◆ **WHAT THIS TASK INVOLVES**: Skip the pictures. Transcribe the rest of the data below without changing a word.

>> START SUPPLIED INFORMATION

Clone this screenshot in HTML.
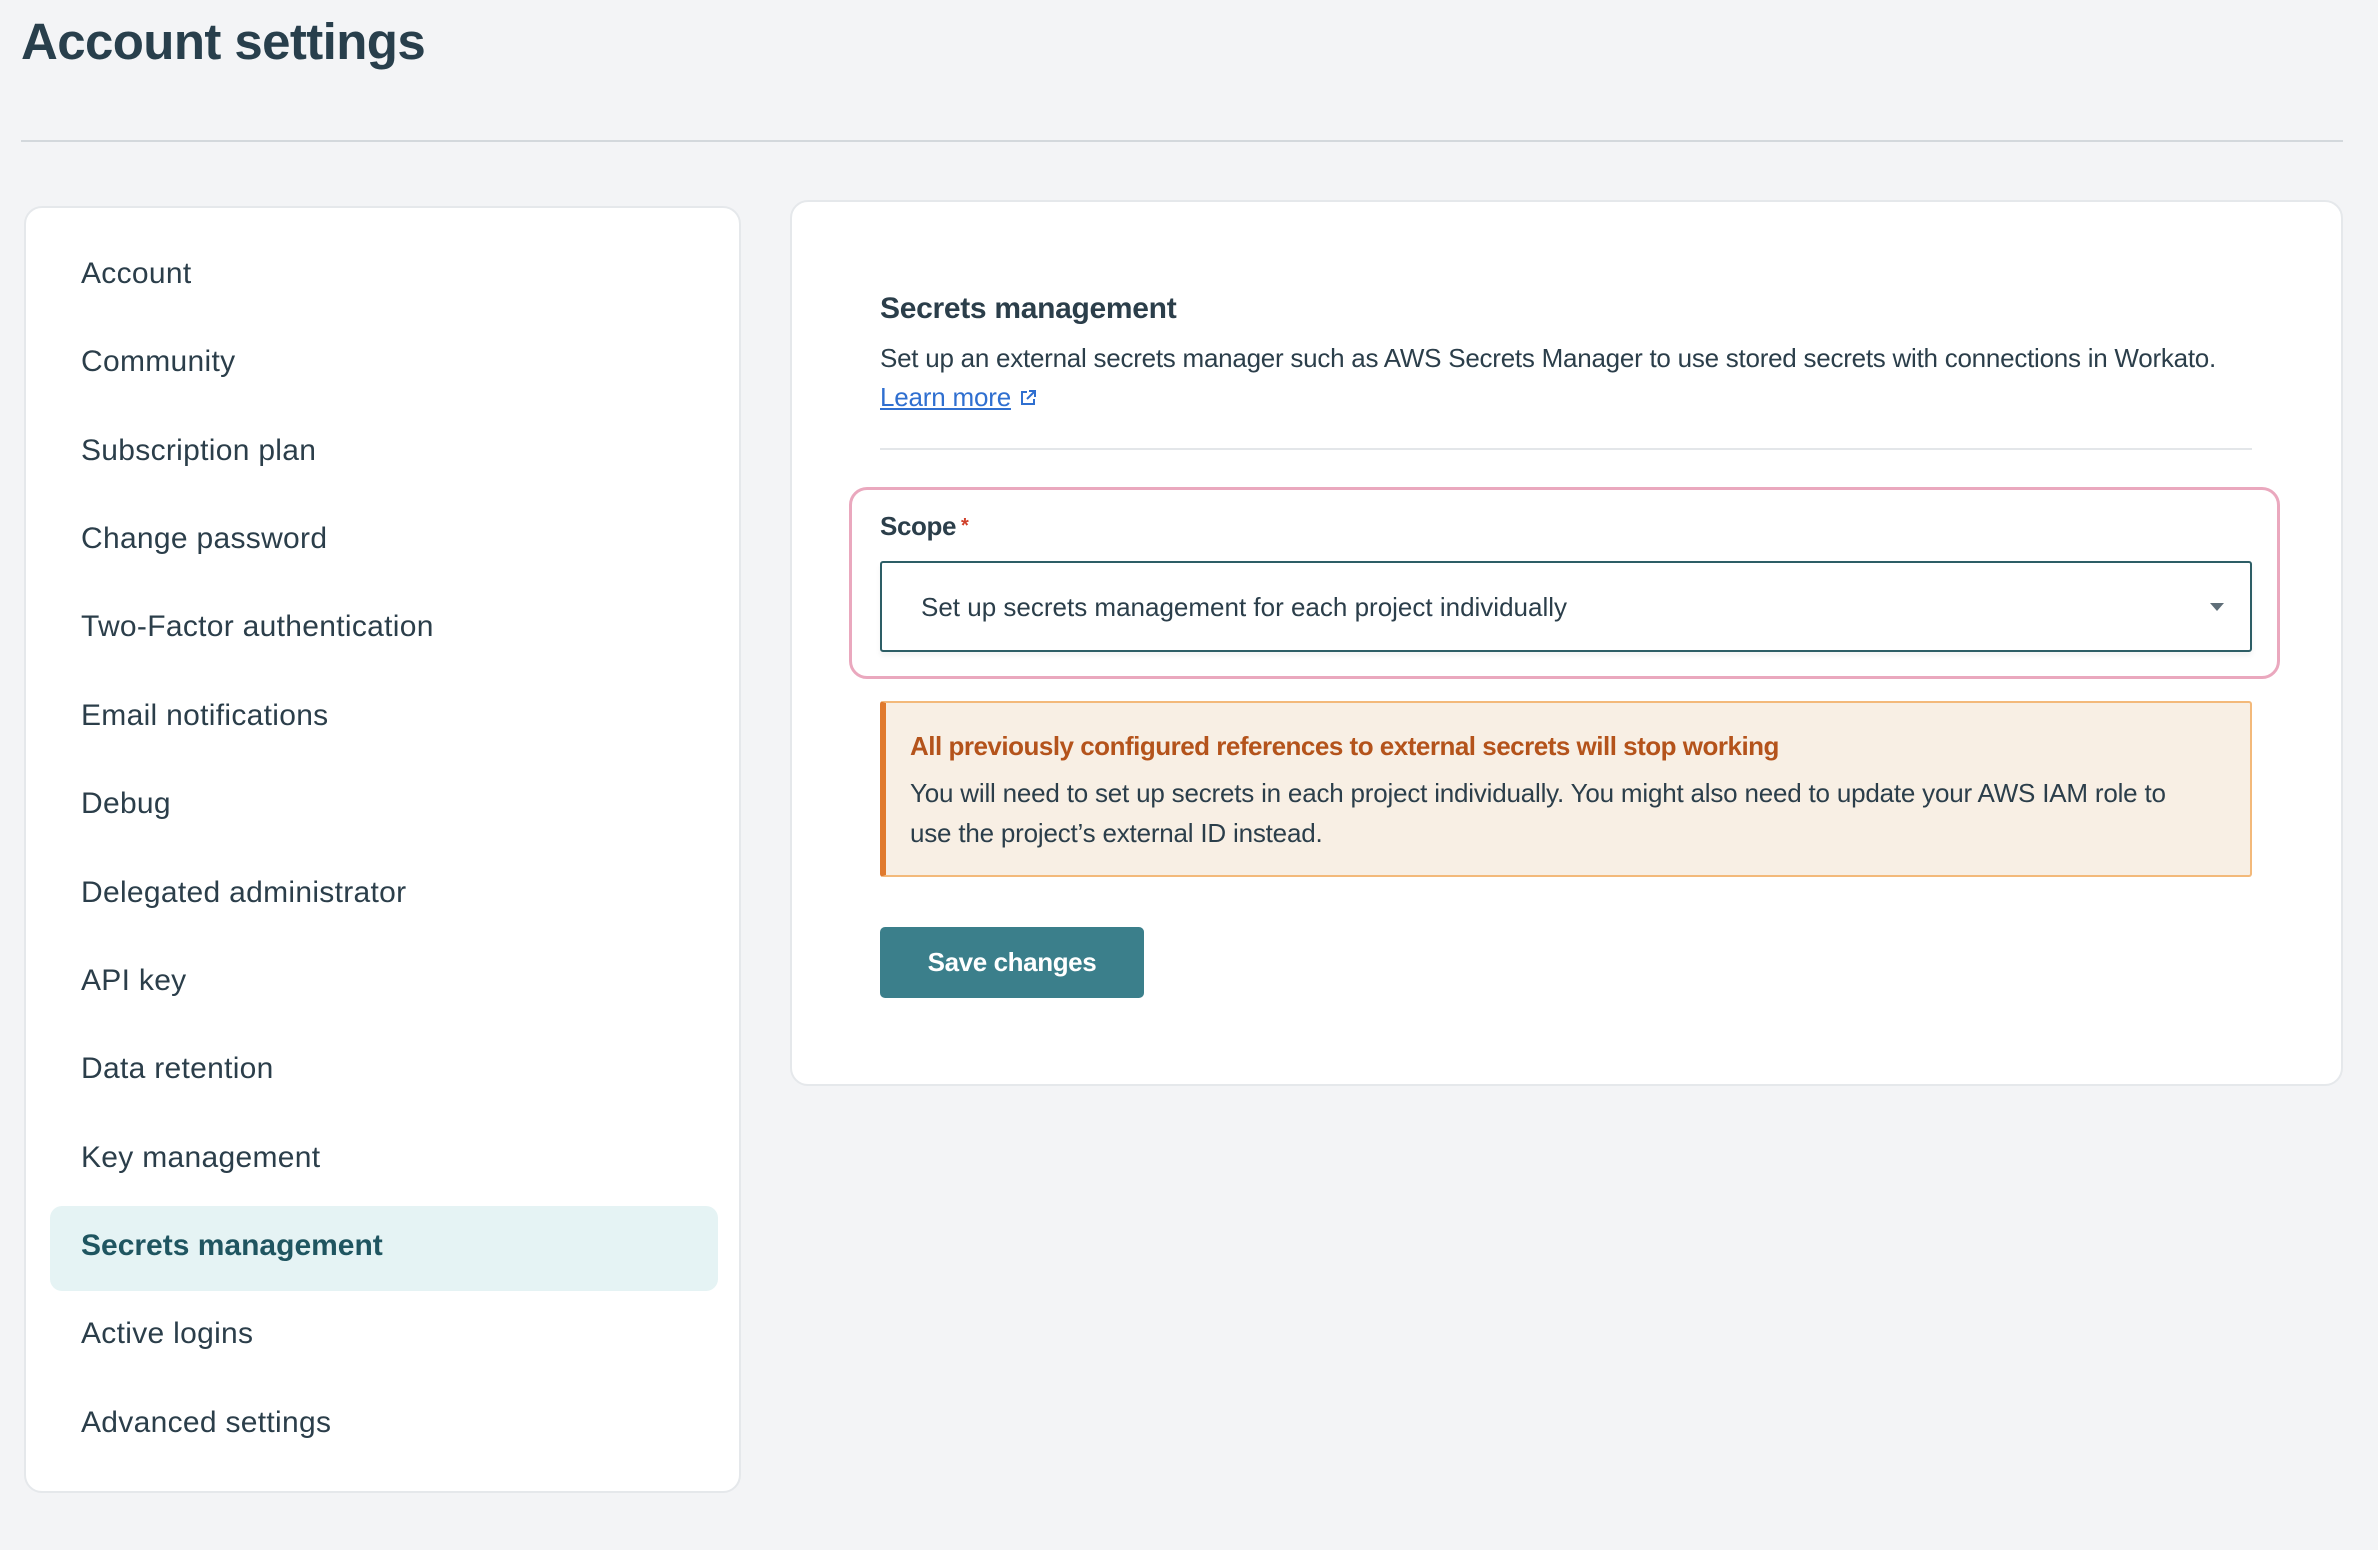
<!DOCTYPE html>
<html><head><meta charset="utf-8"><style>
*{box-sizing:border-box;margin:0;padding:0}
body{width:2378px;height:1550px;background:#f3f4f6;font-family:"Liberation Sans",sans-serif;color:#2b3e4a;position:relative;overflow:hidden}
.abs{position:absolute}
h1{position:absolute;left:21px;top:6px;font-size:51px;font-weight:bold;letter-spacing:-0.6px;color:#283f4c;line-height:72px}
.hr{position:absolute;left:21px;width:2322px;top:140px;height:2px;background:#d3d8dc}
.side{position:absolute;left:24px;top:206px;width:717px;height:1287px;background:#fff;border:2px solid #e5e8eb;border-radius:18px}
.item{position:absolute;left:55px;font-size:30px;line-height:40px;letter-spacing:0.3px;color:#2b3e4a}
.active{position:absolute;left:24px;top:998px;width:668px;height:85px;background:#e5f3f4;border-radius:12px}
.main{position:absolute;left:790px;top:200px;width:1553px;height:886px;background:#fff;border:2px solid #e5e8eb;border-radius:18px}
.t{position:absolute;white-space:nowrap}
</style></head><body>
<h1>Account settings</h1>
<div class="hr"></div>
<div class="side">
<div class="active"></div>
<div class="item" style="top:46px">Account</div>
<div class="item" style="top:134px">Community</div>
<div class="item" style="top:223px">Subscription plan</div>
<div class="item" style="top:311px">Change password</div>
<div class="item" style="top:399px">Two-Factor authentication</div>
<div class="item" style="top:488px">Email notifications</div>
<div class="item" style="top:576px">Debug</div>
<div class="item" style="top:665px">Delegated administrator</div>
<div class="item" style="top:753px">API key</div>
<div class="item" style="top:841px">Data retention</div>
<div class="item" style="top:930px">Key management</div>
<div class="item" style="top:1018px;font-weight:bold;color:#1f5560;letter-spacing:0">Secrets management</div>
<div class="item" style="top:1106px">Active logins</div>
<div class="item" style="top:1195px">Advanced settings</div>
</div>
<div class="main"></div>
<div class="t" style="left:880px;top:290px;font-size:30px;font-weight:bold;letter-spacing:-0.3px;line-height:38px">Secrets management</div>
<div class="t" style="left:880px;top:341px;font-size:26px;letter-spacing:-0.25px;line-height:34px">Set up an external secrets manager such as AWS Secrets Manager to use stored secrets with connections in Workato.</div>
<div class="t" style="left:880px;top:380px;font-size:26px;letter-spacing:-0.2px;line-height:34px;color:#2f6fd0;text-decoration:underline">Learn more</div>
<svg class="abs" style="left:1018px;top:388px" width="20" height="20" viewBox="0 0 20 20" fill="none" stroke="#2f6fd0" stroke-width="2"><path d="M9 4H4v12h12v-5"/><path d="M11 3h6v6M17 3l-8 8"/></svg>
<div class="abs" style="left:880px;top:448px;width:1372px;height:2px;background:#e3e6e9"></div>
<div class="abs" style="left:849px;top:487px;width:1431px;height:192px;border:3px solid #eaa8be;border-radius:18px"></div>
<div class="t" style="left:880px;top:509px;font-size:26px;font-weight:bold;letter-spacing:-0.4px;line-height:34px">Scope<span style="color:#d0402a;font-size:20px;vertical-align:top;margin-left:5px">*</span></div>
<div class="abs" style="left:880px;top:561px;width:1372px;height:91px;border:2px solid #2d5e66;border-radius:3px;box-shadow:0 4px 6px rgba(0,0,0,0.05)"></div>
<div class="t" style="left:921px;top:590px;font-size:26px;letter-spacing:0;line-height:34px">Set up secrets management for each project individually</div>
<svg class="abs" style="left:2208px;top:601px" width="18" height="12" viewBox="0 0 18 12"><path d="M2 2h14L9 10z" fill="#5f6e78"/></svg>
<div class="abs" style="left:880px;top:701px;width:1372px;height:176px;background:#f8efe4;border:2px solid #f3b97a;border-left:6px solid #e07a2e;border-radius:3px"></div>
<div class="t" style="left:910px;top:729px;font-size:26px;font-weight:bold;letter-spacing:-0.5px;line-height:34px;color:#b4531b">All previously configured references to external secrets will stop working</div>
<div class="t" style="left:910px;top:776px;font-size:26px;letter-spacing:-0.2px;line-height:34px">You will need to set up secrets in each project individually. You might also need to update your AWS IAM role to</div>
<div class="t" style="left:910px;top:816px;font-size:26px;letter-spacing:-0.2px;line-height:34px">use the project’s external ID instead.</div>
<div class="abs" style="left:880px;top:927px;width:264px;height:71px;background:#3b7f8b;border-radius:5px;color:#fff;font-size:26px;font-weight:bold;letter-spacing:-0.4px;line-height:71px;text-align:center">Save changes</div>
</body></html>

>> END SUPPLIED INFORMATION

◆ **EXERCISE SOLUTION**:
Clone this screenshot in HTML.
<!DOCTYPE html>
<html><head><meta charset="utf-8"><style>
*{box-sizing:border-box;margin:0;padding:0}
body{width:2378px;height:1550px;background:#f3f4f6;font-family:"Liberation Sans",sans-serif;color:#2b3e4a;position:relative;overflow:hidden}
.abs{position:absolute}
h1{position:absolute;left:21px;top:6px;font-size:51px;font-weight:bold;letter-spacing:-0.6px;color:#283f4c;line-height:72px}
.hr{position:absolute;left:21px;width:2322px;top:140px;height:2px;background:#d3d8dc}
.side{position:absolute;left:24px;top:206px;width:717px;height:1287px;background:#fff;border:2px solid #e5e8eb;border-radius:18px}
.item{position:absolute;left:55px;font-size:30px;line-height:40px;letter-spacing:0.3px;color:#2b3e4a}
.active{position:absolute;left:24px;top:998px;width:668px;height:85px;background:#e5f3f4;border-radius:12px}
.main{position:absolute;left:790px;top:200px;width:1553px;height:886px;background:#fff;border:2px solid #e5e8eb;border-radius:18px}
.t{position:absolute;white-space:nowrap}
</style></head><body>
<h1>Account settings</h1>
<div class="hr"></div>
<div class="side">
<div class="active"></div>
<div class="item" style="top:46px">Account</div>
<div class="item" style="top:134px">Community</div>
<div class="item" style="top:223px">Subscription plan</div>
<div class="item" style="top:311px">Change password</div>
<div class="item" style="top:399px">Two-Factor authentication</div>
<div class="item" style="top:488px">Email notifications</div>
<div class="item" style="top:576px">Debug</div>
<div class="item" style="top:665px">Delegated administrator</div>
<div class="item" style="top:753px">API key</div>
<div class="item" style="top:841px">Data retention</div>
<div class="item" style="top:930px">Key management</div>
<div class="item" style="top:1018px;font-weight:bold;color:#1f5560;letter-spacing:0">Secrets management</div>
<div class="item" style="top:1106px">Active logins</div>
<div class="item" style="top:1195px">Advanced settings</div>
</div>
<div class="main"></div>
<div class="t" style="left:880px;top:290px;font-size:30px;font-weight:bold;letter-spacing:-0.3px;line-height:38px">Secrets management</div>
<div class="t" style="left:880px;top:341px;font-size:26px;letter-spacing:-0.25px;line-height:34px">Set up an external secrets manager such as AWS Secrets Manager to use stored secrets with connections in Workato.</div>
<div class="t" style="left:880px;top:380px;font-size:26px;letter-spacing:-0.2px;line-height:34px;color:#2f6fd0;text-decoration:underline">Learn more</div>
<svg class="abs" style="left:1018px;top:388px" width="20" height="20" viewBox="0 0 20 20" fill="none" stroke="#2f6fd0" stroke-width="2"><path d="M9 4H4v12h12v-5"/><path d="M11 3h6v6M17 3l-8 8"/></svg>
<div class="abs" style="left:880px;top:448px;width:1372px;height:2px;background:#e3e6e9"></div>
<div class="abs" style="left:849px;top:487px;width:1431px;height:192px;border:3px solid #eaa8be;border-radius:18px"></div>
<div class="t" style="left:880px;top:509px;font-size:26px;font-weight:bold;letter-spacing:-0.4px;line-height:34px">Scope<span style="color:#d0402a;font-size:20px;vertical-align:top;margin-left:5px">*</span></div>
<div class="abs" style="left:880px;top:561px;width:1372px;height:91px;border:2px solid #2d5e66;border-radius:3px;box-shadow:0 4px 6px rgba(0,0,0,0.05)"></div>
<div class="t" style="left:921px;top:590px;font-size:26px;letter-spacing:0;line-height:34px">Set up secrets management for each project individually</div>
<svg class="abs" style="left:2208px;top:601px" width="18" height="12" viewBox="0 0 18 12"><path d="M2 2h14L9 10z" fill="#5f6e78"/></svg>
<div class="abs" style="left:880px;top:701px;width:1372px;height:176px;background:#f8efe4;border:2px solid #f3b97a;border-left:6px solid #e07a2e;border-radius:3px"></div>
<div class="t" style="left:910px;top:729px;font-size:26px;font-weight:bold;letter-spacing:-0.5px;line-height:34px;color:#b4531b">All previously configured references to external secrets will stop working</div>
<div class="t" style="left:910px;top:776px;font-size:26px;letter-spacing:-0.2px;line-height:34px">You will need to set up secrets in each project individually. You might also need to update your AWS IAM role to</div>
<div class="t" style="left:910px;top:816px;font-size:26px;letter-spacing:-0.2px;line-height:34px">use the project’s external ID instead.</div>
<div class="abs" style="left:880px;top:927px;width:264px;height:71px;background:#3b7f8b;border-radius:5px;color:#fff;font-size:26px;font-weight:bold;letter-spacing:-0.4px;line-height:71px;text-align:center">Save changes</div>
</body></html>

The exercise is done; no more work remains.